Toxoplasmosis of the central nervous system in the acquired immunodeficiency syndrome.N Engl J Med 1992; 327(23):1643-8NEJM
BACKGROUND AND METHODS
Toxoplasmosis is the most common opportunistic infection of the central nervous system in patients with the acquired immunodeficiency syndrome (AIDS). To investigate its clinical course, we reviewed the records of 115 patients with AIDS and central nervous system toxoplasmosis treated at San Francisco General Hospital between 1981 and 1990.

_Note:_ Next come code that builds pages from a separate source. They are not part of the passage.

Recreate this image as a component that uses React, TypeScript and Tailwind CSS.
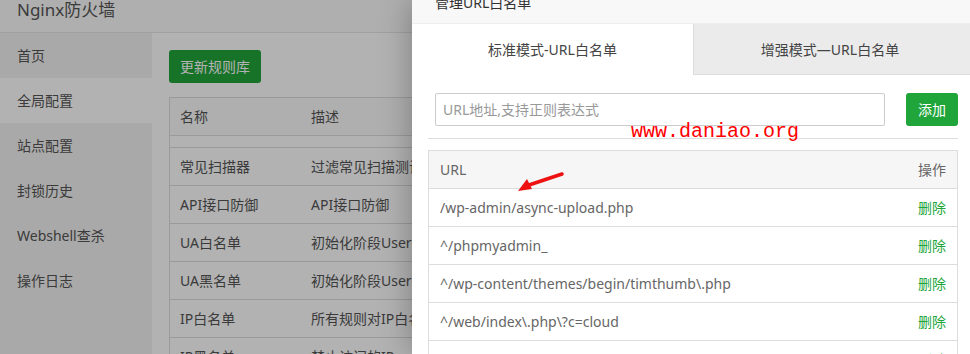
const FONT = { fontFamily: '"Noto Sans", "Noto Sans CJK SC", sans-serif' };

const MENU = ["首页", "全局配置", "站点配置", "封锁历史", "Webshell查杀", "操作日志"];

const RULES: [string, string][] = [
  ["常见扫描器", "过滤常见扫描测试工具的渗透测试"],
  ["API接口防御", "API接口防御"],
  ["UA白名单", "初始化阶段User-Agent白名单"],
  ["UA黑名单", "初始化阶段User-Agent黑名单"],
  ["IP白名单", "所有规则对IP白名单无效"],
  ["IP黑名单", "禁止访问的IP"],
];

const URLS = [
  "/wp-admin/async-upload.php",
  "^/phpmyadmin_",
  "^/wp-content/themes/begin/timthumb\\.php",
  "^/web/index\\.php\\?c=cloud",
  "^/admin/index\\.php",
];

function Background() {
  return (
    <div className="flex h-full w-full flex-col bg-white">
      <div className="h-[33px] shrink-0 border-b border-[#e5e5e5] bg-[#fbfbfb] pl-[17px] text-[17px] leading-[20px] text-[#555]">
        Nginx防火墙
      </div>
      <div className="flex flex-1">
        <div className="w-[152px] shrink-0 bg-[#f2f2f2]">
          {MENU.map((m, i) => (
            <div
              key={m}
              className={`h-[45px] pl-[17px] text-[14px] leading-[45px] text-[#555] ${i === 1 ? "bg-white" : ""}`}
            >
              {m}
            </div>
          ))}
        </div>
        <div className="flex-1 px-[17px] pt-[17px]">
          <button className="h-[33px] w-[92px] rounded-[3px] bg-[#20a53a] text-[14px] text-white">更新规则库</button>
          <div className="mt-[14px] border border-[#dddddd] text-[14px] text-[#555]">
            <div className="flex h-[38px] items-center border-b border-[#dddddd] bg-[#fbfbfb]">
              <div className="w-[131px] pl-[10px]">名称</div>
              <div className="pl-[10px]">描述</div>
            </div>
            <div className="h-[12px] border-b border-[#dddddd]" />
            {RULES.map(([n, d]) => (
              <div key={n} className="flex h-[38px] items-center border-b border-[#dddddd]">
                <div className="w-[131px] pl-[10px]">{n}</div>
                <div className="whitespace-nowrap pl-[10px]">{d}</div>
              </div>
            ))}
          </div>
        </div>
      </div>
    </div>
  );
}

function Modal() {
  return (
    <div className="absolute top-0 left-[412px] flex h-full w-[562px] flex-col bg-white shadow-[0_0_30px_rgba(0,0,0,0.3)]">
      <div className="h-[24px] shrink-0 overflow-hidden border-b border-[#eeeeee] bg-[#f8f8f8]">
        <div className="-mt-[18px] h-[42px] pl-[23px] text-[14px] leading-[42px] text-[#333]">管理URL白名单</div>
      </div>
      <div className="flex h-[51px] shrink-0 text-[14px] text-[#444]">
        <div className="flex w-[281px] items-center justify-center bg-white">标准模式-URL白名单</div>
        <div className="flex flex-1 items-center justify-center border-b border-l border-[#dddddd] bg-[#ebebeb] pr-[8px]">
          增强模式—URL白名单
        </div>
      </div>
      <div className="relative px-[16px]">
        <div className="mt-[18px] flex pl-[7px]">
          <input
            className="h-[33px] w-[450px] rounded-[2px] border border-[#cccccc] px-[7px] text-[14px] outline-none placeholder:text-[#999]"
            placeholder="URL地址,支持正则表达式"
          />
          <button className="ml-[21px] h-[33px] w-[52px] rounded-[3px] bg-[#20a53a] text-[14px] text-white">添加</button>
        </div>
        <div className="mt-[12px] border-t border-[#dddddd]" />
        <div className="mt-[11px] border border-[#dddddd] text-[14px] text-[#666]">
          <div className="flex h-[38px] items-center justify-between border-b border-[#dddddd] bg-[#f6f6f6] px-[11px]">
            <span>URL</span>
            <span>操作</span>
          </div>
          {URLS.map((u) => (
            <div key={u} className="flex h-[38px] items-center justify-between border-b border-[#dddddd] px-[11px]">
              <span>{u}</span>
              <span className="text-[#20a53a]">删除</span>
            </div>
          ))}
        </div>
        <div className="absolute top-[47px] left-[219px] font-['Liberation_Mono',monospace] text-[20px] leading-[20px] text-[#ff0000]">
          www.daniao.org
        </div>
        <svg className="absolute top-[95px] left-[90px]" width="70" height="30" viewBox="0 0 70 30">
          <line x1="60" y1="4" x2="24" y2="16" stroke="#ee1111" strokeWidth="3.5" strokeLinecap="round" />
          <polygon points="16,21 25,9 30,19" fill="#ee1111" />
        </svg>
      </div>
    </div>
  );
}

export default function App() {
  return (
    <div className="relative h-[354px] w-[970px] overflow-hidden" style={FONT}>
      <Background />
      <div className="absolute inset-0 bg-black/30" />
      <Modal />
    </div>
  );
}
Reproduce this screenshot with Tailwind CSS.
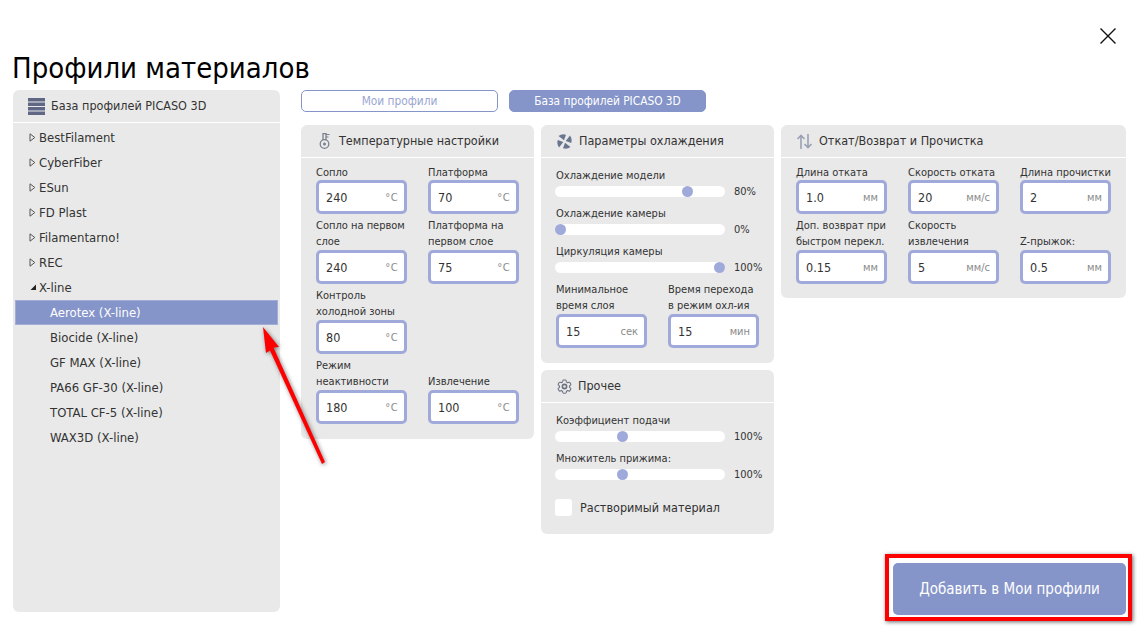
<!DOCTYPE html>
<html lang="ru">
<head>
    <meta charset="UTF-8">
    <title>Профили материалов</title>
    <script src="https://cdn.jsdelivr.net/npm/@tailwindcss/browser@4"></script>
</head>
<body class="bg-white">
<div class="relative w-[1137px] h-[628px] overflow-hidden bg-white text-[#333] font-['DejaVu_Sans',sans-serif] font-stretch-condensed text-[11px] leading-4">
    <button class="absolute left-[1100px] top-[28px]">
        <svg width="16" height="16" viewBox="0 0 16 16" stroke="#111" stroke-width="1.4"><path d="M0.5 0.5 15.5 15.5M15.5 0.5 0.5 15.5"/></svg>
    </button>

    <h1 class="pl-3 pt-[50px] h-[90px] text-[29px] leading-[36px] text-black">Профили материалов</h1>

    <div class="flex pl-[13px] gap-[21px]">
        <!-- left tree -->
        <div class="w-[267px] h-[522px] bg-[#e9e9e9] rounded-md">
            <div class="flex items-center h-[32px] pl-[15px] gap-[6px] border-b border-white box-content text-[12.5px]">
                <svg width="17" height="17" viewBox="0 0 17 17" fill="#5f6785"><path d="M0 0h17v3.500H0zM0 4.500h17V8H0zM0 9h17v3.500H0zM0 13.500h17V17H0z"/></svg>
                <span>База профилей PICASO 3D</span>
            </div>
            <ul class="pt-[2px] text-[13px]">
                <li class="flex items-center h-[25px] pl-[16px] gap-[3px]"><svg width="7" height="9" viewBox="0 0 7 9" fill="none" stroke="#555"><path d="M1 .8 5.800 4.500 1 8.200z"/></svg>BestFilament</li>
                <li class="flex items-center h-[25px] pl-[16px] gap-[3px]"><svg width="7" height="9" viewBox="0 0 7 9" fill="none" stroke="#555"><path d="M1 .8 5.800 4.500 1 8.200z"/></svg>CyberFiber</li>
                <li class="flex items-center h-[25px] pl-[16px] gap-[3px]"><svg width="7" height="9" viewBox="0 0 7 9" fill="none" stroke="#555"><path d="M1 .8 5.800 4.500 1 8.200z"/></svg>ESun</li>
                <li class="flex items-center h-[25px] pl-[16px] gap-[3px]"><svg width="7" height="9" viewBox="0 0 7 9" fill="none" stroke="#555"><path d="M1 .8 5.800 4.500 1 8.200z"/></svg>FD Plast</li>
                <li class="flex items-center h-[25px] pl-[16px] gap-[3px]"><svg width="7" height="9" viewBox="0 0 7 9" fill="none" stroke="#555"><path d="M1 .8 5.800 4.500 1 8.200z"/></svg>Filamentarno!</li>
                <li class="flex items-center h-[25px] pl-[16px] gap-[3px]"><svg width="7" height="9" viewBox="0 0 7 9" fill="none" stroke="#555"><path d="M1 .8 5.800 4.500 1 8.200z"/></svg>REC</li>
                <li class="flex items-center h-[25px] pl-[17px] gap-[2px]"><svg width="7" height="7" viewBox="0 0 7 7" fill="#222"><path d="M6 .5V6H.5z"/></svg>X-line</li>
                <li class="flex items-center h-[25px] ml-[2px] mr-[2px] pl-[34px] bg-[#8594c9] border border-[#a2aed8] text-white">Aerotex (X-line)</li>
                <li class="flex items-center h-[25px] pl-[37px]">Biocide (X-line)</li>
                <li class="flex items-center h-[25px] pl-[37px]">GF MAX (X-line)</li>
                <li class="flex items-center h-[25px] pl-[37px]">PA66 GF-30 (X-line)</li>
                <li class="flex items-center h-[25px] pl-[37px]">TOTAL CF-5 (X-line)</li>
                <li class="flex items-center h-[25px] pl-[37px]">WAX3D (X-line)</li>
            </ul>
        </div>

        <!-- right side -->
        <div class="w-[825px] h-[525px] flex flex-col">
            <div class="flex gap-[11px] h-[22px] text-center leading-[20px] text-[11.8px]">
                <div class="w-[197px] bg-white border border-[#8594c9] rounded-[5px] text-[#9aa5d3]">Мои профили</div>
                <div class="w-[197px] bg-[#8594c9] border border-[#8594c9] rounded-[5px] text-white">База профилей PICASO 3D</div>
            </div>

            <div class="flex gap-[7px] mt-[13px] items-start">
                <!-- temperature -->
                <section class="w-[233px] h-[314px] bg-[#e9e9e9] rounded-md">
                    <header class="flex items-center h-[32px] pl-[15px] gap-[7px] border-b border-white box-content text-[12.5px]">
                        <svg width="16" height="17" viewBox="0 0 16 17" fill="none" stroke="#7a8090" stroke-width="1.300"><path d="M7 7V.7h3V7"/><circle cx="8.500" cy="11" r="4.300"/><circle cx="8.500" cy="11" r="1.500" fill="#7a8090" stroke="none"/><path d="M10 1.500h3.500M10 4h2.500" stroke-width="1.100"/></svg>
                        <span>Температурные настройки</span>
                    </header>
                    <div class="grid grid-cols-[91px_91px] gap-x-[21px] gap-y-[4px] items-end pl-[15px] pt-[7px] whitespace-nowrap">
                        <div><div class="-mb-px">Сопло</div><div class="flex items-center justify-between h-[34px] pl-[7px] pr-[6px] pt-[2px] bg-white border-[3px] border-[#a0aada] rounded-[5px] text-[12.5px]">240<span class="text-[11px] tracking-[0.4px] text-[#8a8a8a]">°C</span></div></div>
                        <div><div class="-mb-px">Платформа</div><div class="flex items-center justify-between h-[34px] pl-[7px] pr-[6px] pt-[2px] bg-white border-[3px] border-[#a0aada] rounded-[5px] text-[12.5px]">70<span class="text-[11px] tracking-[0.4px] text-[#8a8a8a]">°C</span></div></div>
                        <div><div>Сопло на первом<br>слое</div><div class="flex items-center justify-between h-[34px] pl-[7px] pr-[6px] pt-[2px] bg-white border-[3px] border-[#a0aada] rounded-[5px] text-[12.5px]">240<span class="text-[11px] tracking-[0.4px] text-[#8a8a8a]">°C</span></div></div>
                        <div><div>Платформа на<br>первом слое</div><div class="flex items-center justify-between h-[34px] pl-[7px] pr-[6px] pt-[2px] bg-white border-[3px] border-[#a0aada] rounded-[5px] text-[12.5px]">75<span class="text-[11px] tracking-[0.4px] text-[#8a8a8a]">°C</span></div></div>
                        <div class="col-span-2 w-[91px]"><div>Контроль<br>холодной зоны</div><div class="flex items-center justify-between h-[34px] pl-[7px] pr-[6px] pt-[2px] bg-white border-[3px] border-[#a0aada] rounded-[5px] text-[12.5px]">80<span class="text-[11px] tracking-[0.4px] text-[#8a8a8a]">°C</span></div></div>
                        <div><div>Режим<br>неактивности</div><div class="flex items-center justify-between h-[34px] pl-[7px] pr-[6px] pt-[2px] bg-white border-[3px] border-[#a0aada] rounded-[5px] text-[12.5px]">180<span class="text-[11px] tracking-[0.4px] text-[#8a8a8a]">°C</span></div></div>
                        <div><div>Извлечение</div><div class="flex items-center justify-between h-[34px] pl-[7px] pr-[6px] pt-[2px] bg-white border-[3px] border-[#a0aada] rounded-[5px] text-[12.5px]">100<span class="text-[11px] tracking-[0.4px] text-[#8a8a8a]">°C</span></div></div>
                    </div>
                </section>

                <!-- cooling + other -->
                <div class="w-[233px] flex flex-col gap-[7px]">
                    <section class="h-[238px] bg-[#e9e9e9] rounded-md">
                        <header class="flex items-center h-[32px] pl-[16px] gap-[7px] border-b border-white box-content text-[12.5px]">
                            <svg width="15" height="15" viewBox="0 0 15 15" fill="#6a7590"><path d="M7 6.300 1.500 2Q5-.5 9 .8 8 3.500 7 6.300z"/><path transform="rotate(90 7.500 7.500)" d="M7 6.300 1.500 2Q5-.5 9 .8 8 3.500 7 6.300z"/><path transform="rotate(180 7.500 7.500)" d="M7 6.300 1.500 2Q5-.5 9 .8 8 3.500 7 6.300z"/><path transform="rotate(270 7.500 7.500)" d="M7 6.300 1.500 2Q5-.5 9 .8 8 3.500 7 6.300z"/></svg>
                            <span>Параметры охлаждения</span>
                        </header>
                        <div class="pl-[15px] pt-[10px] whitespace-nowrap">
                            <div>Охлаждение модели</div>
                            <div class="flex items-center gap-[9px] h-[11px] mt-[2px] -ml-px"><div class="relative w-[170px] h-[11px] bg-white rounded-full"><span class="absolute left-[127px] top-0 w-[11px] h-[11px] rounded-full bg-[#a0aada]"></span></div><span>80%</span></div>
                            <div class="mt-[9px]">Охлаждение камеры</div>
                            <div class="flex items-center gap-[9px] h-[11px] mt-[2px] -ml-px"><div class="relative w-[170px] h-[11px] bg-white rounded-full"><span class="absolute left-0 top-0 w-[11px] h-[11px] rounded-full bg-[#a0aada]"></span></div><span>0%</span></div>
                            <div class="mt-[9px]">Циркуляция камеры</div>
                            <div class="flex items-center gap-[9px] h-[11px] mt-[2px] -ml-px"><div class="relative w-[170px] h-[11px] bg-white rounded-full"><span class="absolute left-[159px] top-0 w-[11px] h-[11px] rounded-full bg-[#a0aada]"></span></div><span>100%</span></div>
                            <div class="grid grid-cols-[91px_91px] gap-x-[21px] items-end mt-[9px]">
                                <div><div>Минимальное<br>время слоя</div><div class="flex items-center justify-between h-[34px] pl-[7px] pr-[6px] pt-[2px] bg-white border-[3px] border-[#a0aada] rounded-[5px] text-[12.5px]">15<span class="text-[11px] text-[#8a8a8a]">сек</span></div></div>
                                <div><div>Время перехода<br>в режим охл-ия</div><div class="flex items-center justify-between h-[34px] pl-[7px] pr-[6px] pt-[2px] bg-white border-[3px] border-[#a0aada] rounded-[5px] text-[12.5px]">15<span class="text-[11px] text-[#8a8a8a]">мин</span></div></div>
                            </div>
                        </div>
                    </section>

                    <section class="h-[164px] bg-[#e9e9e9] rounded-md">
                        <header class="flex items-center h-[32px] pl-[15px] gap-[5px] border-b border-white box-content text-[12.5px]">
                            <svg width="17" height="17" viewBox="0 0 24 24" fill="none" stroke="#6b7080" stroke-width="1.5"><path d="M9.600 3.900c.1-.6.6-1 1.200-1h2.400c.6 0 1.100.4 1.200 1l.2 1.300c.1.400.4.700.7.900l.5.300c.3.200.8.200 1.100.1l1.200-.5c.6-.2 1.200 0 1.500.5l1.200 2.100c.3.500.2 1.100-.3 1.500l-1 .8c-.3.200-.5.600-.5 1v.6c0 .4.200.8.500 1l1 .8c.5.400.6 1 .3 1.500l-1.200 2.100c-.3.500-.9.700-1.500.5l-1.200-.5c-.4-.1-.8-.1-1.100.1l-.5.300c-.3.200-.6.500-.7.900l-.2 1.300c-.1.600-.6 1-1.200 1h-2.400c-.6 0-1.100-.4-1.200-1l-.2-1.300c-.1-.4-.4-.7-.7-.9l-.5-.3c-.3-.2-.8-.2-1.100-.1l-1.200.5c-.6.200-1.200 0-1.500-.5l-1.200-2.100c-.3-.5-.2-1.100.3-1.500l1-.8c.3-.2.500-.6.500-1v-.6c0-.4-.2-.8-.5-1l-1-.8c-.5-.4-.6-1-.3-1.500l1.200-2.100c.3-.5.900-.7 1.500-.5l1.200.5c.4.100.8.100 1.100-.1l.5-.3c.3-.2.600-.5.700-.9z"/><circle cx="12" cy="12" r="3" stroke-width="2.200"/></svg>
                            <span>Прочее</span>
                        </header>
                        <div class="pl-[15px] pt-[10px] whitespace-nowrap">
                            <div>Коэффициент подачи</div>
                            <div class="flex items-center gap-[9px] h-[11px] mt-[2px] -ml-px"><div class="relative w-[170px] h-[11px] bg-white rounded-full"><span class="absolute left-[62px] top-0 w-[11px] h-[11px] rounded-full bg-[#a0aada]"></span></div><span>100%</span></div>
                            <div class="mt-[9px]">Множитель прижима:</div>
                            <div class="flex items-center gap-[9px] h-[11px] mt-[2px] -ml-px"><div class="relative w-[170px] h-[11px] bg-white rounded-full"><span class="absolute left-[62px] top-0 w-[11px] h-[11px] rounded-full bg-[#a0aada]"></span></div><span>100%</span></div>
                            <div class="flex items-center gap-[8px] mt-[19px] -ml-px text-[12.5px]"><span class="w-[17px] h-[17px] bg-white rounded-[3px]"></span>Растворимый материал</div>
                        </div>
                    </section>
                </div>

                <!-- retract -->
                <section class="w-[345px] h-[173px] bg-[#e9e9e9] rounded-md">
                    <header class="flex items-center h-[32px] pl-[15px] gap-[6px] border-b border-white box-content text-[12.5px]">
                        <svg width="17" height="15" viewBox="0 0 17 15" fill="none" stroke="#99a1b3" stroke-width="1.600"><path d="M5 15V1.500M1.500 5 5 1.500 8.500 5M12 0V13.500M8.500 10 12 13.500 15.500 10"/></svg>
                        <span>Откат/Возврат и Прочистка</span>
                    </header>
                    <div class="grid grid-cols-[91px_91px_91px] gap-x-[21px] gap-y-[4px] items-end pl-[15px] pt-[7px] whitespace-nowrap">
                        <div><div class="-mb-px">Длина отката</div><div class="flex items-center justify-between h-[34px] pl-[7px] pr-[6px] pt-[2px] bg-white border-[3px] border-[#a0aada] rounded-[5px] text-[12.5px]">1.0<span class="text-[11px] text-[#8a8a8a]">мм</span></div></div>
                        <div><div class="-mb-px">Скорость отката</div><div class="flex items-center justify-between h-[34px] pl-[7px] pr-[6px] pt-[2px] bg-white border-[3px] border-[#a0aada] rounded-[5px] text-[12.5px]">20<span class="text-[11px] text-[#8a8a8a]">мм/с</span></div></div>
                        <div><div class="-mb-px">Длина прочистки</div><div class="flex items-center justify-between h-[34px] pl-[7px] pr-[6px] pt-[2px] bg-white border-[3px] border-[#a0aada] rounded-[5px] text-[12.5px]">2<span class="text-[11px] text-[#8a8a8a]">мм</span></div></div>
                        <div><div>Доп. возврат при<br>быстром перекл.</div><div class="flex items-center justify-between h-[34px] pl-[7px] pr-[6px] pt-[2px] bg-white border-[3px] border-[#a0aada] rounded-[5px] text-[12.5px]">0.15<span class="text-[11px] text-[#8a8a8a]">мм</span></div></div>
                        <div><div>Скорость<br>извлечения</div><div class="flex items-center justify-between h-[34px] pl-[7px] pr-[6px] pt-[2px] bg-white border-[3px] border-[#a0aada] rounded-[5px] text-[12.5px]">5<span class="text-[11px] text-[#8a8a8a]">мм/с</span></div></div>
                        <div><div>Z-прыжок:</div><div class="flex items-center justify-between h-[34px] pl-[7px] pr-[6px] pt-[2px] bg-white border-[3px] border-[#a0aada] rounded-[5px] text-[12.5px]">0.5<span class="text-[11px] text-[#8a8a8a]">мм</span></div></div>
                    </div>
                </section>
            </div>

            <div class="relative mt-auto ml-[592px] w-[233px] h-[52px]">
                <button class="w-full h-full bg-[#8594c9] rounded-[5px] text-white text-[15px] leading-[50px]">Добавить в Мои профили</button>
                <div class="absolute left-[-8px] top-[-9px] w-[247px] h-[67px] border-[4px] border-[#f00] shadow-[1px_1px_4px_rgba(0,0,0,0.6)] pointer-events-none"></div>
            </div>
        </div>
    </div>

    <!-- annotation arrow -->
    <svg class="absolute left-[255px] top-[320px]" width="85" height="155" viewBox="0 0 85 155" fill="#f00" style="filter:drop-shadow(1px 1px 2px rgba(0,0,0,.5))">
        <path d="M8 7 24 27 18.500 27.500 70 142 67 144 15 30.500 11 33z"/>
    </svg>
</div>
</body>
</html>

The most common presenting symptoms were headache (in 55 percent), confusion (52 percent), and fever (47 percent). Focal neurologic deficits were present in 79 patients (69 percent). The median CD4 cell count at presentation was 50 per cubic millimeter (50 x 10(6) per liter). Thirteen of 80 patients with clinical toxoplasmosis (16 percent) and 4 of 18 patients with pathologically proved disease (22 percent) had undetectable antitoxoplasma IgG antibodies by indirect immunofluorescence assay. Of 103 patients, 94 (91 percent) had enhancing lesions on CT. Single lesions were seen in 28 of 103 patients (27 percent) on CT, and such lesions were seen in 3 of 21 patients (14 percent) on magnetic resonance imaging. Over 90 percent of patients who eventually had clinical and radiographic improvement had evidence of improvement by day 14 of therapy. Adverse drug reactions occurred in 71 patients (62 percent) and led to a change in therapy in 50 patients (43 percent). Among the patients who survived a first episode of toxoplasmosis, the median survival was 265 days.
Toxoplasmosis occurs in advanced stages of human immunodeficiency virus infection, and the absence of antitoxoplasma antibodies on immunofluorescence assay does not exclude the diagnosis. The clinical and radiographic response to therapy is usually rapid, but treatment is frequently limited by adverse drug effects.